-- Start Entries provided --

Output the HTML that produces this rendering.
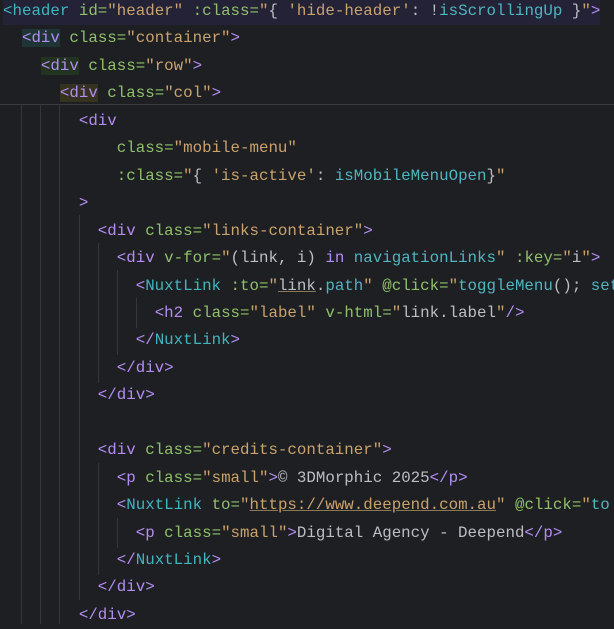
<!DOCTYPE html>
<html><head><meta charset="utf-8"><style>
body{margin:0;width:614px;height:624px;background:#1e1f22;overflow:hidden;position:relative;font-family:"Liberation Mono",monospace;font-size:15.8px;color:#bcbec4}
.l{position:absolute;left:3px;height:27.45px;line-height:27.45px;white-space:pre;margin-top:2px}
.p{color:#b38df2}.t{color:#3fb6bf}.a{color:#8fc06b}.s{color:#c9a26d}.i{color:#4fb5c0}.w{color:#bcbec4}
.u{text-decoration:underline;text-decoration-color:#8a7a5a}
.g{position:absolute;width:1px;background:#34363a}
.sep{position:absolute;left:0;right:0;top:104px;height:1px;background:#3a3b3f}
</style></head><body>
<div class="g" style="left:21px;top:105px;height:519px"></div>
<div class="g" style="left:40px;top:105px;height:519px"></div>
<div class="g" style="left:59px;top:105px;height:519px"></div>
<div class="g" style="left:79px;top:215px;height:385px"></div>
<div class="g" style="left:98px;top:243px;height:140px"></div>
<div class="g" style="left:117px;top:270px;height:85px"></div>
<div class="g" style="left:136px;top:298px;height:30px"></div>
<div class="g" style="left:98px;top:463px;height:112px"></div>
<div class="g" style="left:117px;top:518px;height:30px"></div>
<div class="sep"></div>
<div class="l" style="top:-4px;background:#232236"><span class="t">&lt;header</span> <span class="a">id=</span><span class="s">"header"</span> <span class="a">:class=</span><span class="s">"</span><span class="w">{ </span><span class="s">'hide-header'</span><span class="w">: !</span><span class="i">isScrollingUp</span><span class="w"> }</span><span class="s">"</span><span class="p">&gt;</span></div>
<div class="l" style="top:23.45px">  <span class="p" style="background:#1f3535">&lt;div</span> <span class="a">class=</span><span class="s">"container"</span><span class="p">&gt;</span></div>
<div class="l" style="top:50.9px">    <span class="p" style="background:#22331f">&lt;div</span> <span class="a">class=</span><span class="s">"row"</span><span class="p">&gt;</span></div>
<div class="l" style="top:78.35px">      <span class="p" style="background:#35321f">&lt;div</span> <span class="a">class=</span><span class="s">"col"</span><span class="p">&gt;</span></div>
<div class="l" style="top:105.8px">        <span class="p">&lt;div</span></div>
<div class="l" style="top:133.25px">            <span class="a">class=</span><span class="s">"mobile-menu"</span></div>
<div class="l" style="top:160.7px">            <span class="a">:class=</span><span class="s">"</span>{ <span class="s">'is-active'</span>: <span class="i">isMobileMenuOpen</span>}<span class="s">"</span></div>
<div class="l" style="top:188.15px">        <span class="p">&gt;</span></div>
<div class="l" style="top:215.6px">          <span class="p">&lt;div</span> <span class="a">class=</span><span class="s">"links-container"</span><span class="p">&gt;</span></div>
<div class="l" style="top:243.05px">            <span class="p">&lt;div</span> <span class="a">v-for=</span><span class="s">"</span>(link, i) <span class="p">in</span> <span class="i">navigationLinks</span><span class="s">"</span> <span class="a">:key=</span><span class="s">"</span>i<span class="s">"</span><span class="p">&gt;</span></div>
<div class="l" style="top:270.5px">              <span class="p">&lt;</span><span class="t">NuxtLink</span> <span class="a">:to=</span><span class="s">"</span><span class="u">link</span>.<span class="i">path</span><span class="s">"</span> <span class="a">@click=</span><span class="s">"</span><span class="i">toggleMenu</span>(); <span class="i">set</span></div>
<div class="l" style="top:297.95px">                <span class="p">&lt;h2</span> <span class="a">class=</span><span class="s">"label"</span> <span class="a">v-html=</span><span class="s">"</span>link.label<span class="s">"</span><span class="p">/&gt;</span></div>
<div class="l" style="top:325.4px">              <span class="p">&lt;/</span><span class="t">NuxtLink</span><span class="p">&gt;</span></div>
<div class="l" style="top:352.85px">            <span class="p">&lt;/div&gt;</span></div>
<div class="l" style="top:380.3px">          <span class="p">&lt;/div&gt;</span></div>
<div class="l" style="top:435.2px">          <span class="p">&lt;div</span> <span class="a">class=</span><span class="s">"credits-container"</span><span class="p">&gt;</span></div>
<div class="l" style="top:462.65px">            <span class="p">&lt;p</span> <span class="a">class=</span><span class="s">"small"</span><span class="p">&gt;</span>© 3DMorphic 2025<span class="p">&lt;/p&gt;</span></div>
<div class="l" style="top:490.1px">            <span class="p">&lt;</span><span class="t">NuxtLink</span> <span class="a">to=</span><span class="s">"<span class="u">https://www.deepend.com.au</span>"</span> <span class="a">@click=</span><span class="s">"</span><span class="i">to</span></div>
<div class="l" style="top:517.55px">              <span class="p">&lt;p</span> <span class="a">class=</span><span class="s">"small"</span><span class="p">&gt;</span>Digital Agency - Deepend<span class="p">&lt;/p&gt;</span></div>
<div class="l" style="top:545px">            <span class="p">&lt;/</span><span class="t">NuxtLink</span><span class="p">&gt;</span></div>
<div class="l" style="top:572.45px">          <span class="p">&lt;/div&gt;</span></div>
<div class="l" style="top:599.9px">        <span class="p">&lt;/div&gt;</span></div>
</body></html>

-- End Entries provided --
-- Start Entries provided --

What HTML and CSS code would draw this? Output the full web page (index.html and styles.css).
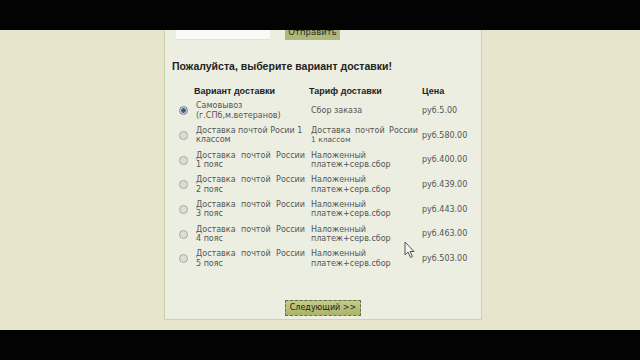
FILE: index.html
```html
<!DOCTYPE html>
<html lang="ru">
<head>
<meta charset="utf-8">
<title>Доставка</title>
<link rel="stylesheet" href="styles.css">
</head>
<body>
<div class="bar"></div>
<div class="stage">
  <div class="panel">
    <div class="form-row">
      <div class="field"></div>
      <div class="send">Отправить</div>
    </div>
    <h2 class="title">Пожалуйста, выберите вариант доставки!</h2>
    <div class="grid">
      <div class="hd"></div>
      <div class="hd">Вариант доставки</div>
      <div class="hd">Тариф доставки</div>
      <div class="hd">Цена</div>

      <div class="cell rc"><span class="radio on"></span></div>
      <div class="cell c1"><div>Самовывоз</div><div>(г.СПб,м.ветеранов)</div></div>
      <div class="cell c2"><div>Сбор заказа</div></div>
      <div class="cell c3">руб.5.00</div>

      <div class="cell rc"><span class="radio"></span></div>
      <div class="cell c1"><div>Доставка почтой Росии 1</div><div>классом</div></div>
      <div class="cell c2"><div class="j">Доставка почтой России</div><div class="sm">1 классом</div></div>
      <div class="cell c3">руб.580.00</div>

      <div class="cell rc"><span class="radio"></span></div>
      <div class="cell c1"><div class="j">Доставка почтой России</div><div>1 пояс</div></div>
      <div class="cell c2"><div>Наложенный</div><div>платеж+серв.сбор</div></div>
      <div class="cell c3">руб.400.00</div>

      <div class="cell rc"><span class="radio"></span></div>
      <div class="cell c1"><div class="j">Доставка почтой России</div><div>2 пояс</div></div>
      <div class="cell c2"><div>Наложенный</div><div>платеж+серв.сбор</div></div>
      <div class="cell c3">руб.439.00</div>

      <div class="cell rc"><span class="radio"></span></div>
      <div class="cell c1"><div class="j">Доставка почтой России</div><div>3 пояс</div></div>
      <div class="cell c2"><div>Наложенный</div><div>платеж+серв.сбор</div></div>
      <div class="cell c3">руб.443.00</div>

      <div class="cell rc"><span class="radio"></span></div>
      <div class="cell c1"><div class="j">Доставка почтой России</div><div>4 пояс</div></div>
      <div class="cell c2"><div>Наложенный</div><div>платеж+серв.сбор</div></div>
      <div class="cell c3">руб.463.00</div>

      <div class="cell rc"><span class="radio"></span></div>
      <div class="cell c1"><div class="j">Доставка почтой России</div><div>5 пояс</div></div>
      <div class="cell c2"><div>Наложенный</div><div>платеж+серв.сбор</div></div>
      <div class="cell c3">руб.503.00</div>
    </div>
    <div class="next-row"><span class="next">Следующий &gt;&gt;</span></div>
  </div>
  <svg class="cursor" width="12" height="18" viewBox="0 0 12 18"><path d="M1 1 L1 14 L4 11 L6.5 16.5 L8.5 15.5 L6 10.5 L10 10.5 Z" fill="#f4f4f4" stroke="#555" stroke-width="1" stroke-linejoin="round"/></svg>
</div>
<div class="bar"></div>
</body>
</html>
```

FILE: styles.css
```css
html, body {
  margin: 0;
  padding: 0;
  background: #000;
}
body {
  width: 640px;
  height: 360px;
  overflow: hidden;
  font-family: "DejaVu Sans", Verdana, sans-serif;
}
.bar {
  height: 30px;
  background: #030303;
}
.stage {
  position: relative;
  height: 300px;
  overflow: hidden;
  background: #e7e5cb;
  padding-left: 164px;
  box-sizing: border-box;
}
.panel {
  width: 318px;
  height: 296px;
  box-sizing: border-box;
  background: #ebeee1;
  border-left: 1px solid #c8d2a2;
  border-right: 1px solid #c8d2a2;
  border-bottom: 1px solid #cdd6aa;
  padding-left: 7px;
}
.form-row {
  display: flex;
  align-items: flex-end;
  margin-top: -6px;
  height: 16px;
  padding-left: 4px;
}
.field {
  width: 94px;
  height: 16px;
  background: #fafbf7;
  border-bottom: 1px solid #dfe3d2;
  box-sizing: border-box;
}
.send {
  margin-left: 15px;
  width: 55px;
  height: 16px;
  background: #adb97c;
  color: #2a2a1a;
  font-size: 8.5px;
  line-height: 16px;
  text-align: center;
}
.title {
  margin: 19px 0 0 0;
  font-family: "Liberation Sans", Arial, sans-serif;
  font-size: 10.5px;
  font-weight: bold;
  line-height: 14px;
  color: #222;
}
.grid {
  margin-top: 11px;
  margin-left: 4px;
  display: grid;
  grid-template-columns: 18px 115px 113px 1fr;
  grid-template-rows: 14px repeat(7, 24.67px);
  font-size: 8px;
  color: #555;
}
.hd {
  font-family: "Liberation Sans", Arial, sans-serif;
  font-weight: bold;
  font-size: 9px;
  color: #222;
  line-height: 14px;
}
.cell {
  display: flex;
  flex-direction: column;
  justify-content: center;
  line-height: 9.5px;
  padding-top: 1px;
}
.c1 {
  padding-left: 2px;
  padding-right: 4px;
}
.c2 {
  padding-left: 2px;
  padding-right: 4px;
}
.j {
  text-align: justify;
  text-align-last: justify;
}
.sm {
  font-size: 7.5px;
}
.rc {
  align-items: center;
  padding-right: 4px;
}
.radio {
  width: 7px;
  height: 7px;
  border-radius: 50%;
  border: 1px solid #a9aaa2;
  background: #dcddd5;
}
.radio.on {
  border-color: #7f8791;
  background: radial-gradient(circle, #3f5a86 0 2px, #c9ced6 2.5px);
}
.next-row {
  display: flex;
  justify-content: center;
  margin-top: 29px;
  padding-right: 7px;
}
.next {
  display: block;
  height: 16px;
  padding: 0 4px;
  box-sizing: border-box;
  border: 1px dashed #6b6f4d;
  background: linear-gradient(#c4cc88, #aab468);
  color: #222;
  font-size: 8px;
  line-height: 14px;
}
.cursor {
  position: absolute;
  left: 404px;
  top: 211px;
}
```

-- End Entries provided --

**Do this**
Look through the records and gather each line with the word "Output".

**The completed task**
Output the HTML that produces this rendering.
What HTML and CSS code would draw this? Output the full web page (index.html and styles.css).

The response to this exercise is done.